And, I should add... Better performance (particularly sustained write performance) makes the full-restore from backup, should it ever be needed, faster too.
I only write this to make the point that "only lose a subset of the data" has been, for me, a bit of a red herring benefit. To each their own, though! I can certainly see both sides, and there are situations where hardware RAID is very inconvenient.
Also...
Its a second layer of safety, which at the very least reduces the downtime, or at the very best protects you from having to re-rip 200 Blu-ray's (because you're cheap like me, and keep the opticals as the backup, instead of duplicating the entire storage).
Yeah, RAID is not a backup in any way, and if you're going that kind of route for backup, then I can see that being the only tradeoff that makes sense. Backing up to a system like that is a non-starter for me, though. The vast majority of the data I care about the most doesn't have an optical backup (photos, recordings I've made, home movies, etc).
And... Again, downtime.
Write performance can be a major factor in a couple of ways, but for restoring from a monolithic backup, it can be a massive savings of time. I bet the time savings, if any exists at all, between restoring a subset of my data (from a matching single-disk backup) and restoring my entire RAID volume (from a same-size external striped RAID set) is minimal once all factors are accounted for. Again, assuming I'm not willing to deal with with a bunch of individually mounted volumes on my server, which I'm not.
So, what I have is essentially RAID5+1 where the +1 is manually created mirrors on a schedule to otherwise protected drives. Yes, to fit it all, my backup volume is a RAID-0 striped array, but it is only a two-disc set, and it is only for redundancy (and there are two of them, cycled in rotation).
So... It is a compromise, either way, agreed. You have to decide what makes the most sense to you. I just wanted to point out that the often-cited "downside" to hardware RAID (lose too much, and you lose it all) isn't really always worth the tradeoffs needed to avoid it.
Also...
And from where I'm standing, no file system will ever implement the flexibility I have right now. All those fancy file systems are usually limited to the same conditions an actual RAID gives you (same size drives, primarily).
That may be (almost certainly is) true.
However, the latter statement is wrong. btrfs does that without issue. Not that btrfs is the be-all-and-end-all. There are problems with it. The filesystem itself is pretty stable and well understood, but the tools that go with it are still pretty beta quality. And, it isn't anything that would ever be integrated into Windows or OSX as-is.

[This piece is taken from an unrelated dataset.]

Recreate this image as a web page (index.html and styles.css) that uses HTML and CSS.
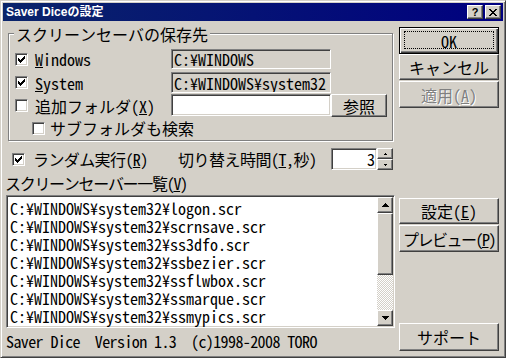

I really hope Microsoft gives us a good solution. I'd prefer, in a dream scenario, that btrfs (or something like it) just "took over the world" so that the filesystem could be truly cross-platform. But, that's probably a pipe dream (unless Apple surprises everyone and replaces HFS+ with it, rather than rolling their own, but that is also pretty long-shot).
But, in any case, btrfs can do RAID-equivalent striping with parity with non-matching drives. When you build a RAID in btrfs, it doesn't raid across the volumes. It never uses the volumes directly. It operates at the level of "chunks". These are 1Mb (I think that's the default size, anyway) "virtual volumes" essentially. It then stripes across these (and keeps track of which physical volumes they're hosted on, rotating through physical volumes as needed to preserve parity). That way, it can operate across non-matched drives without sacrificing a ton of "spare area" (like hardware RAID does and even things like FlexRAID and Drobo's solution often do). And, you can "dial in" exactly how much parity you want, since it isn't limited to or linked to physical drive count.
More important to me, however, is the fact that it protects filesystem data instead of just filesystem metadata. That's the major flaw in my, and essentially everyone's, backup system using currently available, friendly filesystems. My backup system will happily back up corrupt file data, and give me no way to "get it back". NTFS journals the filesystem metadata, but not the data itself, and gives you no way to detect "spontaneous" changes to data on disk. That's terrifying. I have some mitigation due to my rotation scheme (which has its own benefits), but... Shudder. With a system like btrfs, it doesn't matter because:
1. It would detect the data corruption.
2. You can unwind even intentional (user-initiated) writes, like Apple's "Time Machine" (but not based on flaky hacks and corrupts-itself-at-the-drop-of-a-hat HFS+). And this ability to unwind data writes is automatic with every single write (data writes are journaled), if configured as such. With sufficient spare area, you can "roll backwards" all the way to the moment the drive was first formatted.
All the other benefits of a modern filesystem really "change the game" for backups. It might not be flexible in the "traditional" ways you had before, but it is flexible in a whole set of new ways that are hard to consider when trained to think "classically".